Improving the quality of your sleep so you can fall asleep with ease and sleep deeper.

The effect of today’s sedentary lifestyle where we sit all day for work and spend over 90% of our time indoors staring at screens is leading to an epidemic of poor sleep, fatigue and burnout.

You will learn the key to getting high-quality sleep, which is getting more natural light exposure and practicing short periods of active recovery each day to switch off your body’s stress response and switch on the relaxation response so your mind can relax and your body can properly recharge.

7. Peak Experiences

Mindful walking and nondual meditation practices for experiencing a sense of unity and connectedness.

Peak experiences involve feelings of unity, connectedness and self-transcendence. They exist on a spectrum that can range from the peak moments of your day to the defining moments of your month, year and life.

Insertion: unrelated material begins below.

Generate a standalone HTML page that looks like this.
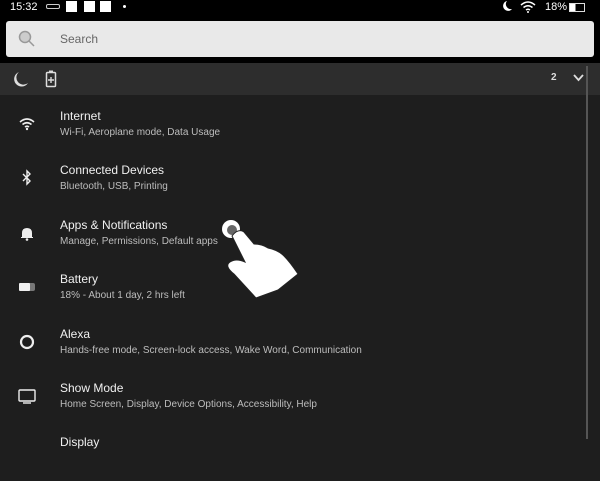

In nondual meditation traditions, it is taught that we don’t have to adopt rigid practices and make a great effort to practice techniques. Rather we learn to live with ease and flow by relaxing into the selfless, timeless and effortless field of our ever-present awareness.

8. Group Flow

The art of group flow involves building your creative community of people that support you in your goals.

10 Group Flow Principles

So much of modern life involves trying to accomplish things alone that in previous generations were done together in a community. Building an emotional support system is important for getting advice from a community of mentors, collaborators and advisors.

Learn to leverage your knowledge and expertise to create a workshop you can deliver to build your reputation in your industry and leverage that workshop to build your leadership and facilitation skills.